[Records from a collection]
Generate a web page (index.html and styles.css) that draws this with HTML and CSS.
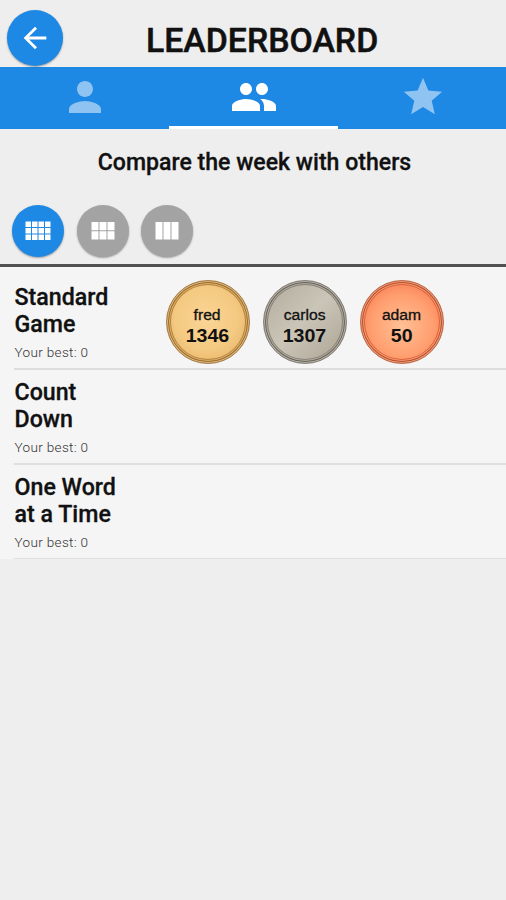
FILE: index.html
```html
<!DOCTYPE html>
<html lang="en">
<head>
<meta charset="utf-8">
<title>Leaderboard</title>
<link rel="stylesheet" href="styles.css">
</head>
<body>
<header class="header">
  <button class="round back" aria-label="Back">
    <svg width="34" height="34" viewBox="0 0 24 24"><path d="M20 11H7.83l5.59-5.59L12 4l-8 8 8 8 1.41-1.41L7.83 13H20v-2z"/></svg>
  </button>
  <h1 class="title">LEADERBOARD</h1>
</header>
<nav class="tabs">
  <a class="tab"><svg width="48" height="48" viewBox="0 0 24 24"><path d="M12 12c2.21 0 4-1.79 4-4s-1.79-4-4-4-4 1.79-4 4 1.79 4 4 4zm0 2c-2.67 0-8 1.34-8 4v2h16v-2c0-2.66-5.33-4-8-4z"/></svg></a>
  <a class="tab active"><svg width="48" height="48" viewBox="0 0 24 24"><path d="M16 11c1.66 0 2.99-1.34 2.99-3S17.66 5 16 5s-3 1.34-3 3 1.34 3 3 3zm-8 0c1.66 0 2.99-1.34 2.99-3S9.66 5 8 5 5 6.34 5 8s1.34 3 3 3zm0 2c-2.33 0-7 1.17-7 3.5V19h14v-2.5C15 14.170 10.330 13 8 13zm8 0c-.29 0-.62.02-.97.05 1.160.84 1.970 1.970 1.970 3.450V19h6v-2.500c0-2.330-4.670-3.500-7-3.500z"/></svg></a>
  <a class="tab star"><svg width="46" height="46" viewBox="0 0 24 24"><path d="M12 17.27L18.18 21l-1.64-7.03L22 9.24l-7.19-.61L12 2 9.19 8.63 2 9.24l5.46 4.730L5.820 21z"/></svg></a>
</nav>
<section class="controls">
  <h2 class="subtitle">Compare the week with others</h2>
  <div class="filters">
    <button class="round filter selected" aria-label="Four by three">
      <svg width="26" height="20" viewBox="0 0 26 20"><path d="M.5.500h5.500v5.500H.5zM7 .5h5.500V6H7zM13.500.5H19V6h-5.500zM20 .5h5.500V6H20zM.5 7H6v5.500H.5zM7 7h5.500v5.500H7zM13.500 7H19v5.500h-5.500zM20 7h5.500v5.500H20zM.5 13.500H6V19H.5zM7 13.500h5.500V19H7zM13.500 13.500H19V19h-5.500zM20 13.500h5.500V19H20z"/></svg>
    </button>
    <button class="round filter" aria-label="Three by two">
      <svg width="24" height="18" viewBox="0 0 24 18"><path d="M.5 0h7v8.300h-7zM8.500 0h7v8.300h-7zM16.500 0h7v8.300h-7zM.5 9.300h7v8.300h-7zM8.500 9.300h7v8.300h-7zM16.500 9.300h7v8.300h-7z"/></svg>
    </button>
    <button class="round filter" aria-label="Three columns">
      <svg width="24" height="18" viewBox="0 0 24 18"><path d="M.5 0h7v17.600h-7zM8.500 0h7v17.600h-7zM16.500 0h7v17.600h-7z"/></svg>
    </button>
  </div>
</section>
<main class="list">
  <article class="row">
    <div class="game">
      <h3 class="name">Standard<br>Game</h3>
      <p class="best">Your best: 0</p>
    </div>
    <div class="medals">
      <div class="medal gold"><span class="player">fred</span><span class="score">1346</span></div>
      <div class="medal silver"><span class="player">carlos</span><span class="score">1307</span></div>
      <div class="medal bronze"><span class="player">adam</span><span class="score">50</span></div>
    </div>
  </article>
  <article class="row">
    <div class="game">
      <h3 class="name">Count<br>Down</h3>
      <p class="best">Your best: 0</p>
    </div>
  </article>
  <article class="row">
    <div class="game">
      <h3 class="name">One Word<br>at a Time</h3>
      <p class="best">Your best: 0</p>
    </div>
  </article>
</main>
</body>
</html>
```
FILE: styles.css
```css
* { box-sizing: border-box; margin: 0; padding: 0; }

body {
  min-height: 900px;
  background: #eee;
  color: #111;
  font-family: Roboto, "Liberation Sans", sans-serif;
  overflow: hidden;
}

svg { display: block; fill: #fff; }

.header {
  display: grid;
  grid-template-columns: 56px 1fr;
  height: 67px;
  padding: 10px 0 0 7px;
}

.round {
  display: flex;
  align-items: center;
  justify-content: center;
  border: 0;
  border-radius: 50%;
  background: #1e88e5;
  box-shadow: 0 1px 2px rgba(0, 0, 0, .35);
}

.back { width: 56px; height: 56px; }

.title {
  padding: 11px 0 0 83px;
  font-size: 33.8px;
  font-weight: 500;
  line-height: 40px;
  white-space: nowrap;
  -webkit-text-stroke: .5px #111;
}

.tabs {
  display: grid;
  grid-template-columns: 169px 169px 168px;
  height: 62px;
  background: #1e88e5;
}

.tab {
  display: flex;
  justify-content: center;
  padding-top: 6px;
  border-bottom: 3px solid transparent;
}

.tab svg { opacity: .5; }
.tab.star { padding: 7px 0 0 1px; }
.tab.active { border-bottom-color: #fff; }
.tab.active svg { opacity: 1; }

.controls {
  height: 138px;
  padding-top: 20px;
  border-bottom: 3px solid #505050;
}

.subtitle {
  padding-left: 3px;
  font-size: 23.1px;
  font-weight: 500;
  line-height: 28px;
  text-align: center;
  white-space: nowrap;
  -webkit-text-stroke: .3px #111;
}

.filters {
  display: flex;
  gap: 12px;
  padding: 28.400px 0 0 12px;
}

.filter { width: 52px; height: 52px; background: #a3a3a3; }
.filter.selected { margin-right: 1px; background: #1e88e5; }

.list { background: #f5f5f5; }

.row {
  display: grid;
  grid-template-columns: 151px 1fr;
  height: 95px;
  margin-left: 14px;
  border-bottom: 2px solid #dedede;
}

.row:first-child { height: 103px; padding-top: 8px; }
.row:last-child { height: 94px; border-bottom-width: 1px; }

.game { padding-top: 9px; }

.name {
  padding-left: .5px;
  font-size: 23.200px;
  font-weight: 500;
  line-height: 27px;
  -webkit-text-stroke: .3px #111;
}

.best {
  padding-left: .5px;
  margin-top: 6px;
  color: #333;
  font-size: 13.500px;
  font-weight: 300;
  line-height: 16px;
  letter-spacing: .35px;
}

.medals { display: flex; gap: 13px; padding: 5px 0 0 .5px; }

.medal {
  display: flex;
  flex-direction: column;
  align-items: center;
  width: 84px;
  height: 84px;
  padding: 24px 0 0 0;
  border: 1px solid;
  border-radius: 50%;
  font-family: "Liberation Sans", Arial, sans-serif;
}

.player {
  font-size: 14px;
  line-height: 21px;
  transform: scaleX(1.12);
  -webkit-text-stroke: .3px #111;
}

.score {
  font-size: 17.500px;
  font-weight: 700;
  line-height: 20px;
  transform: scaleX(1.12);
}

.gold {
  border-color: #a57d48;
  background: radial-gradient(circle at 48% 46%, #fbd596, #f4c981 50%, #dba95c);
  box-shadow: inset 0 0 0 1px #e0bd83, inset 0 0 0 2px #9a6a2d, inset 0 0 0 3px #dcae66, inset 0 0 0 4px #b5823f;
}

.silver {
  border-color: #85817a;
  background: linear-gradient(135deg, #b0aa9d, #cbc5b8 48%, #aaa393);
  box-shadow: inset 0 0 0 1px #bbb5a9, inset 0 0 0 2px #66625a, inset 0 0 0 3px #b0aa9e, inset 0 0 0 4px #878177;
}

.bronze {
  border-color: #bd694a;
  background: radial-gradient(circle at 50% 55%, #ffc095, #ff9f70 50%, #f4673f);
  box-shadow: inset 0 0 0 1px #efa17d, inset 0 0 0 2px #b64b2b, inset 0 0 0 3px #f39b72, inset 0 0 0 4px #dc6038;
}
```
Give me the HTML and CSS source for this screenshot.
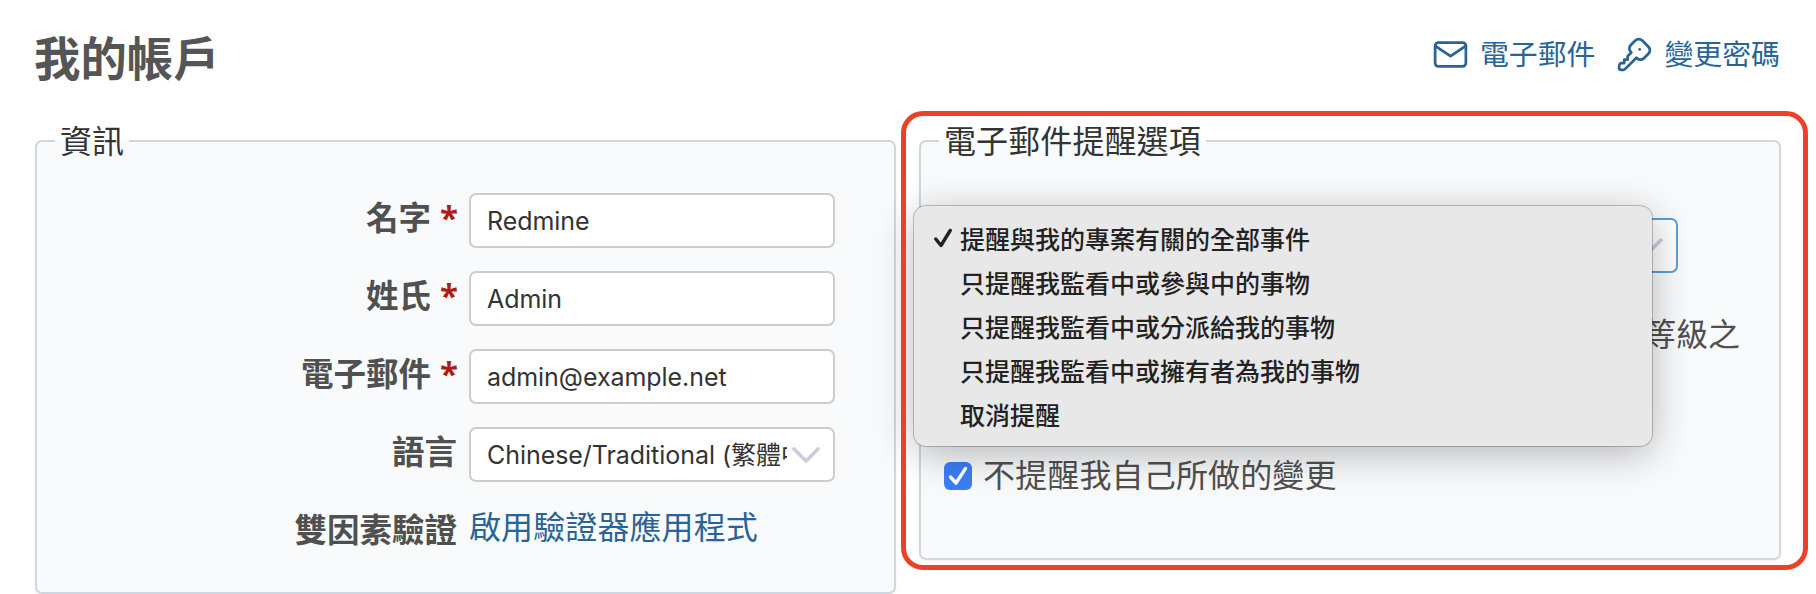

=== Written exercise ===
Quote the listing above in full, except for the pictures.

=== Solution to this task ===
Generate a web page (index.html and styles.css) that draws this with HTML and CSS.
FILE: index.html
```html
<!DOCTYPE html>
<html lang="en">
<head>
<meta charset="utf-8">
<title>Leaderboard</title>
<link rel="stylesheet" href="styles.css">
</head>
<body>
<header class="header">
  <button class="round back" aria-label="Back">
    <svg width="34" height="34" viewBox="0 0 24 24"><path d="M20 11H7.83l5.59-5.59L12 4l-8 8 8 8 1.41-1.41L7.83 13H20v-2z"/></svg>
  </button>
  <h1 class="title">LEADERBOARD</h1>
</header>
<nav class="tabs">
  <a class="tab"><svg width="48" height="48" viewBox="0 0 24 24"><path d="M12 12c2.21 0 4-1.79 4-4s-1.79-4-4-4-4 1.79-4 4 1.79 4 4 4zm0 2c-2.67 0-8 1.34-8 4v2h16v-2c0-2.66-5.33-4-8-4z"/></svg></a>
  <a class="tab active"><svg width="48" height="48" viewBox="0 0 24 24"><path d="M16 11c1.66 0 2.99-1.34 2.99-3S17.66 5 16 5s-3 1.34-3 3 1.34 3 3 3zm-8 0c1.66 0 2.99-1.34 2.99-3S9.66 5 8 5 5 6.34 5 8s1.34 3 3 3zm0 2c-2.33 0-7 1.17-7 3.5V19h14v-2.5C15 14.170 10.330 13 8 13zm8 0c-.29 0-.62.02-.97.05 1.160.84 1.970 1.970 1.970 3.450V19h6v-2.500c0-2.330-4.670-3.500-7-3.500z"/></svg></a>
  <a class="tab star"><svg width="46" height="46" viewBox="0 0 24 24"><path d="M12 17.27L18.18 21l-1.64-7.03L22 9.24l-7.19-.61L12 2 9.19 8.63 2 9.24l5.46 4.730L5.820 21z"/></svg></a>
</nav>
<section class="controls">
  <h2 class="subtitle">Compare the week with others</h2>
  <div class="filters">
    <button class="round filter selected" aria-label="Four by three">
      <svg width="26" height="20" viewBox="0 0 26 20"><path d="M.5.500h5.500v5.500H.5zM7 .5h5.500V6H7zM13.500.5H19V6h-5.500zM20 .5h5.500V6H20zM.5 7H6v5.500H.5zM7 7h5.500v5.500H7zM13.500 7H19v5.500h-5.500zM20 7h5.500v5.500H20zM.5 13.500H6V19H.5zM7 13.500h5.500V19H7zM13.500 13.500H19V19h-5.500zM20 13.500h5.500V19H20z"/></svg>
    </button>
    <button class="round filter" aria-label="Three by two">
      <svg width="24" height="18" viewBox="0 0 24 18"><path d="M.5 0h7v8.300h-7zM8.500 0h7v8.300h-7zM16.500 0h7v8.300h-7zM.5 9.300h7v8.300h-7zM8.500 9.300h7v8.300h-7zM16.500 9.300h7v8.300h-7z"/></svg>
    </button>
    <button class="round filter" aria-label="Three columns">
      <svg width="24" height="18" viewBox="0 0 24 18"><path d="M.5 0h7v17.600h-7zM8.500 0h7v17.600h-7zM16.500 0h7v17.600h-7z"/></svg>
    </button>
  </div>
</section>
<main class="list">
  <article class="row">
    <div class="game">
      <h3 class="name">Standard<br>Game</h3>
      <p class="best">Your best: 0</p>
    </div>
    <div class="medals">
      <div class="medal gold"><span class="player">fred</span><span class="score">1346</span></div>
      <div class="medal silver"><span class="player">carlos</span><span class="score">1307</span></div>
      <div class="medal bronze"><span class="player">adam</span><span class="score">50</span></div>
    </div>
  </article>
  <article class="row">
    <div class="game">
      <h3 class="name">Count<br>Down</h3>
      <p class="best">Your best: 0</p>
    </div>
  </article>
  <article class="row">
    <div class="game">
      <h3 class="name">One Word<br>at a Time</h3>
      <p class="best">Your best: 0</p>
    </div>
  </article>
</main>
</body>
</html>
```
FILE: styles.css
```css
* { box-sizing: border-box; margin: 0; padding: 0; }

body {
  min-height: 900px;
  background: #eee;
  color: #111;
  font-family: Roboto, "Liberation Sans", sans-serif;
  overflow: hidden;
}

svg { display: block; fill: #fff; }

.header {
  display: grid;
  grid-template-columns: 56px 1fr;
  height: 67px;
  padding: 10px 0 0 7px;
}

.round {
  display: flex;
  align-items: center;
  justify-content: center;
  border: 0;
  border-radius: 50%;
  background: #1e88e5;
  box-shadow: 0 1px 2px rgba(0, 0, 0, .35);
}

.back { width: 56px; height: 56px; }

.title {
  padding: 11px 0 0 83px;
  font-size: 33.8px;
  font-weight: 500;
  line-height: 40px;
  white-space: nowrap;
  -webkit-text-stroke: .5px #111;
}

.tabs {
  display: grid;
  grid-template-columns: 169px 169px 168px;
  height: 62px;
  background: #1e88e5;
}

.tab {
  display: flex;
  justify-content: center;
  padding-top: 6px;
  border-bottom: 3px solid transparent;
}

.tab svg { opacity: .5; }
.tab.star { padding: 7px 0 0 1px; }
.tab.active { border-bottom-color: #fff; }
.tab.active svg { opacity: 1; }

.controls {
  height: 138px;
  padding-top: 20px;
  border-bottom: 3px solid #505050;
}

.subtitle {
  padding-left: 3px;
  font-size: 23.1px;
  font-weight: 500;
  line-height: 28px;
  text-align: center;
  white-space: nowrap;
  -webkit-text-stroke: .3px #111;
}

.filters {
  display: flex;
  gap: 12px;
  padding: 28.400px 0 0 12px;
}

.filter { width: 52px; height: 52px; background: #a3a3a3; }
.filter.selected { margin-right: 1px; background: #1e88e5; }

.list { background: #f5f5f5; }

.row {
  display: grid;
  grid-template-columns: 151px 1fr;
  height: 95px;
  margin-left: 14px;
  border-bottom: 2px solid #dedede;
}

.row:first-child { height: 103px; padding-top: 8px; }
.row:last-child { height: 94px; border-bottom-width: 1px; }

.game { padding-top: 9px; }

.name {
  padding-left: .5px;
  font-size: 23.200px;
  font-weight: 500;
  line-height: 27px;
  -webkit-text-stroke: .3px #111;
}

.best {
  padding-left: .5px;
  margin-top: 6px;
  color: #333;
  font-size: 13.500px;
  font-weight: 300;
  line-height: 16px;
  letter-spacing: .35px;
}

.medals { display: flex; gap: 13px; padding: 5px 0 0 .5px; }

.medal {
  display: flex;
  flex-direction: column;
  align-items: center;
  width: 84px;
  height: 84px;
  padding: 24px 0 0 0;
  border: 1px solid;
  border-radius: 50%;
  font-family: "Liberation Sans", Arial, sans-serif;
}

.player {
  font-size: 14px;
  line-height: 21px;
  transform: scaleX(1.12);
  -webkit-text-stroke: .3px #111;
}

.score {
  font-size: 17.500px;
  font-weight: 700;
  line-height: 20px;
  transform: scaleX(1.12);
}

.gold {
  border-color: #a57d48;
  background: radial-gradient(circle at 48% 46%, #fbd596, #f4c981 50%, #dba95c);
  box-shadow: inset 0 0 0 1px #e0bd83, inset 0 0 0 2px #9a6a2d, inset 0 0 0 3px #dcae66, inset 0 0 0 4px #b5823f;
}

.silver {
  border-color: #85817a;
  background: linear-gradient(135deg, #b0aa9d, #cbc5b8 48%, #aaa393);
  box-shadow: inset 0 0 0 1px #bbb5a9, inset 0 0 0 2px #66625a, inset 0 0 0 3px #b0aa9e, inset 0 0 0 4px #878177;
}

.bronze {
  border-color: #bd694a;
  background: radial-gradient(circle at 50% 55%, #ffc095, #ff9f70 50%, #f4673f);
  box-shadow: inset 0 0 0 1px #efa17d, inset 0 0 0 2px #b64b2b, inset 0 0 0 3px #f39b72, inset 0 0 0 4px #dc6038;
}
```
Give me the HTML and CSS source for this screenshot.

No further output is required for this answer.